The future unleashed every thing
The future unleashed every thing

THE CLOVERFIELD PARADOX (15)

D: Julius Onah

Netflix / Paramount / Bad Robot (J.J. Abrams & Lindsey Weber)

US 🇺🇸 2018

102 mins


Science Fiction


W: Oren Uziel & Doug Jung

DP: Dan Mindel

Ed: Alan Baumgarten, Matt Evans & Rebecca Valente

Mus: Bear McCreary


Guga Mbatha-Raw (Ava Hamilton), David Oyelowo (Jason Kiel), Daniel Brühl (Ernst Schmidt), John Ortiz (Monk Acosta), Chris O’Dowd (Gordon Mundy), Zhang Ziyi (Ling Tam), Elizabeth Debicki (Mina Jensen)


The Cloverfield Paradox feels like a pilot for a television show than it does an actual movie.

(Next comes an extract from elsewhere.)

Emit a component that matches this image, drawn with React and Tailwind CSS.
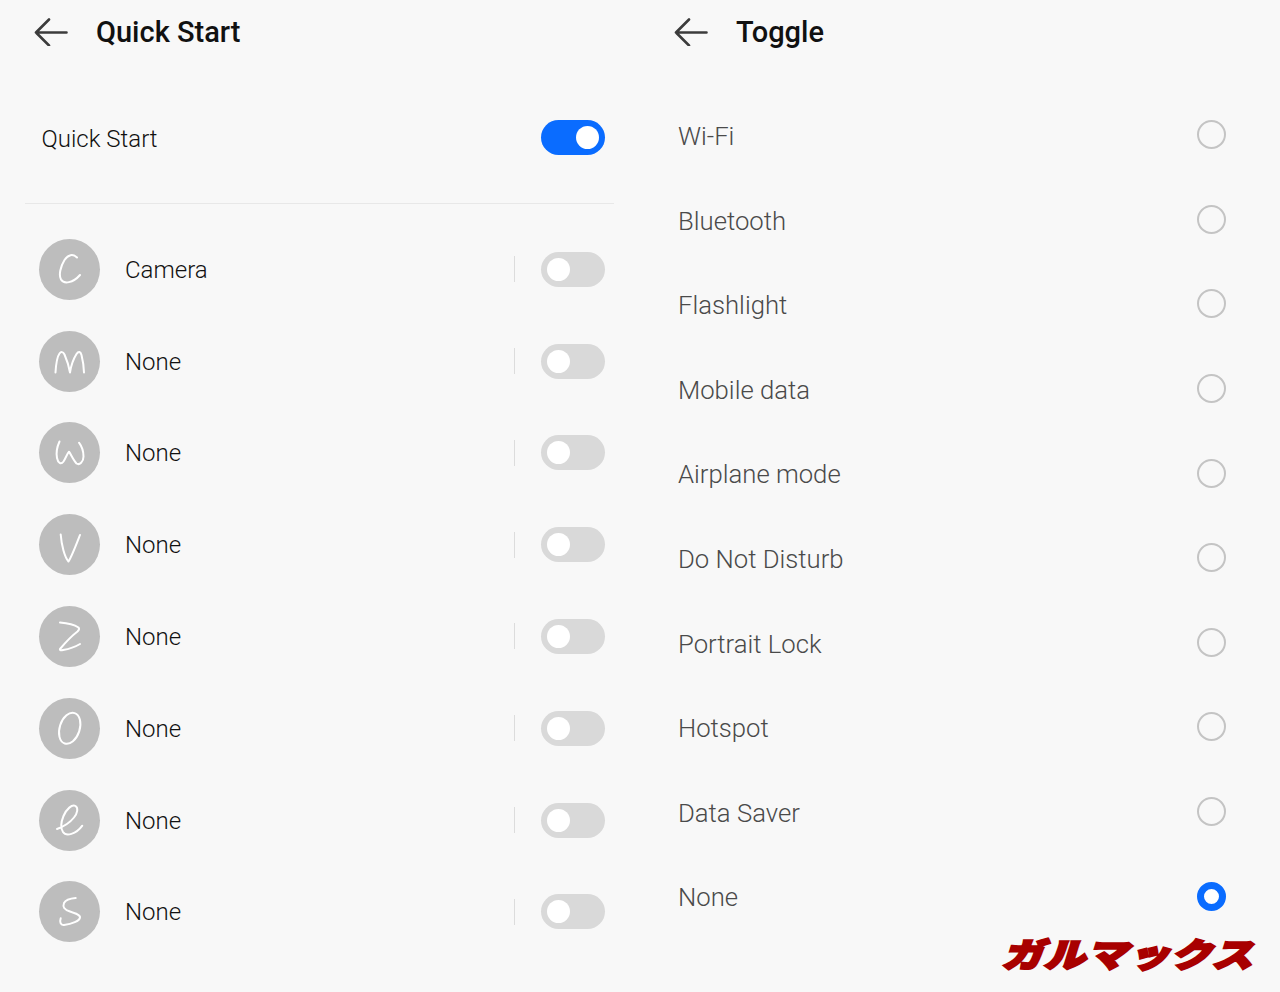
const Back = () => (
  <svg width="34" height="28" viewBox="0 0 34 28" fill="none" stroke="#3c3c3c" strokeWidth="2.6" strokeLinecap="round" strokeLinejoin="round" className="shrink-0">
    <path d="M15 1.5 2 14.5 15 27.5M2 14.5h30.5" />
  </svg>
);

const glyphs = {
  c: "M38 18.5C34 14.5 29 15.5 25.5 21 21.5 27.5 19.5 36 22 40.5 25 45.5 34 44 41 36",
  m: "M16.5 41.5C17 33 18 26 20.5 22.5 22 20.5 24 20.5 25.5 23.5 27.5 28 30 36 31 41.5 32 35 35 27 37.5 23 39.5 20 41.5 20.5 42.5 24 44 30 44.8 36 45 41.5",
  w: "M20.5 19.5C18 25 17 31 18 36 19 41 22 43 24.5 39.5 26.5 36.5 28 32 30 29.7 32 32.5 34.5 38.5 37.5 41.5 40.5 43.5 44.5 40 44.5 34.5 44.5 29.5 42.5 24 40 20.7",
  v: "M21.7 20.5C22.5 31 25.5 43 29.5 47.5 33 42 37.5 30 41 21",
  z: "M21 16.5C27 17 35 18.5 39.5 21.5 40.5 22.5 40 24 38.5 25.5 32 30.5 26 37 21 43 20.5 44.5 22 44.5 24 44 30 43 36 41 41 38",
  e: "M18 39C25 36.5 31 32.5 35 27.5 38.5 23 39.5 18 36.5 16 33 14 27.5 19 24.5 26 22 32 21.5 38 24 42 27 46.5 37 44.5 43.3 35.7",
  s: "M36.7 17C31 17.5 26.5 19 25 22 23.5 26 25 28.5 31 30.5 37 32.5 41.5 34 41 36.5 40.5 40 33 43 25 44 21.5 44.5 20.5 41 21.7 37.3",
};

const Gesture = ({ k }) => (
  <div className="flex h-[61px] w-[61px] shrink-0 items-center justify-center rounded-full bg-[#bdbdbd]">
    <svg width="61" height="61" viewBox="0 0 61 61" fill="none" stroke="#fff" strokeWidth="2" strokeLinecap="round" strokeLinejoin="round">
      {k === "o" ? <ellipse cx="30.7" cy="30.3" rx="10" ry="16" transform="rotate(18 30.7 30.3)" /> : <path d={glyphs[k]} />}
    </svg>
  </div>
);

const Switch = ({ on }) => (
  <div className={`flex h-[35px] w-16 shrink-0 items-center rounded-full px-[6px] ${on ? "justify-end bg-[#0a6cff]" : "justify-start bg-[#d9d9d9]"}`}>
    <div className="h-[23px] w-[23px] rounded-full bg-white" />
  </div>
);

const rows = [
  ["c", "Camera"],
  ["m", "None"],
  ["w", "None"],
  ["v", "None"],
  ["z", "None"],
  ["o", "None"],
  ["e", "None"],
  ["s", "None"],
];

const toggles = ["Wi-Fi", "Bluetooth", "Flashlight", "Mobile data", "Airplane mode", "Do Not Disturb", "Portrait Lock", "Hotspot", "Data Saver", "None"];

const Header = ({ title }) => (
  <div className="flex h-16 items-center gap-[28px] pl-[34px]">
    <Back />
    <h1 className="text-[29px] leading-none font-medium text-[#111]">{title}</h1>
  </div>
);

export default function App() {
  return (
    <div className="relative grid h-[992px] w-[1280px] grid-cols-2 overflow-hidden bg-[#f8f8f8] font-['Roboto',sans-serif]">
      <section>
        <Header title="Quick Start" />
        <div className="mt-[36px] flex h-[74px] items-center justify-between pr-[35px] pl-[41.5px]">
          <span className="pt-[4px] text-[24px] font-light text-[#111]">Quick Start</span>
          <Switch on />
        </div>
        <div className="mt-[29px] ml-[25px] h-px w-[589px] bg-[#e8e8e8]" />
        <div className="mt-[19.4px]">
          {rows.map(([k, label], i) => (
            <div key={i} className="flex h-[91.8px] items-center pr-[35px] pl-[38.5px]">
              <Gesture k={k} />
              <span className="ml-[25.5px] flex-1 pt-[1px] text-[24px] font-light text-[#111]">{label}</span>
              <div className="mr-[26px] h-[26px] w-px bg-[#dcdcdc]" />
              <Switch />
            </div>
          ))}
        </div>
      </section>
      <section>
        <Header title="Toggle" />
        <div className="mt-[28.5px]">
          {toggles.map((t, i) => (
            <div key={t} className="flex h-[84.6px] items-center justify-between pr-[54px] pl-[38px]">
              <span className="pt-[3px] text-[25.7px] font-light text-[#4a4a4a]">{t}</span>
              {i === toggles.length - 1 ? (
                <div className="h-[29px] w-[29px] rounded-full border-[7px] border-[#0a6cff] bg-white" />
              ) : (
                <div className="h-[29px] w-[29px] rounded-full border-2 border-[#c4c4c4]" />
              )}
            </div>
          ))}
        </div>
      </section>
      <div className="absolute right-[22px] bottom-[24px] origin-right scale-x-[1.24] -skew-x-[14deg] font-['Noto_Sans_CJK_JP',sans-serif] text-[33px] leading-[30px] font-black tracking-[1px] text-[#a80000] [-webkit-text-stroke:2.5px_#a80000]">
        ガルマックス
      </div>
    </div>
  );
}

The original shooting title was “God Particle”, but the title was changed at the eleventh hour in an attempt to tie it in with the films Cloverfield and 10 Cloverfield Lane.

Release on streaming service Netflix, the film benefitted healthily from dropping a trailer during the adverts of the 2018 Superbowl causing a lot of interest, but aside from a clever advertising strategy, this film is a complete mess that has absolutely nothing to do with the aforementioned movies.

The plot follows a group of astronauts aboard an Earth-orbiting space station who inadvertently create an alternate reality and a threat of the two separate realities merging. In a nutshell, it’s The Final Countdown (qv) in space, but quite poorly done.

The cast is full of talented performers, but they’re all left stranded here due to poor character development and clunky dialogue.

Producer J.J. Abrams has said since this film’s release that there will be a fourth film in the Cloverfield series to explain how they’re all connected, but I’m really hoping that he doesn’t bother.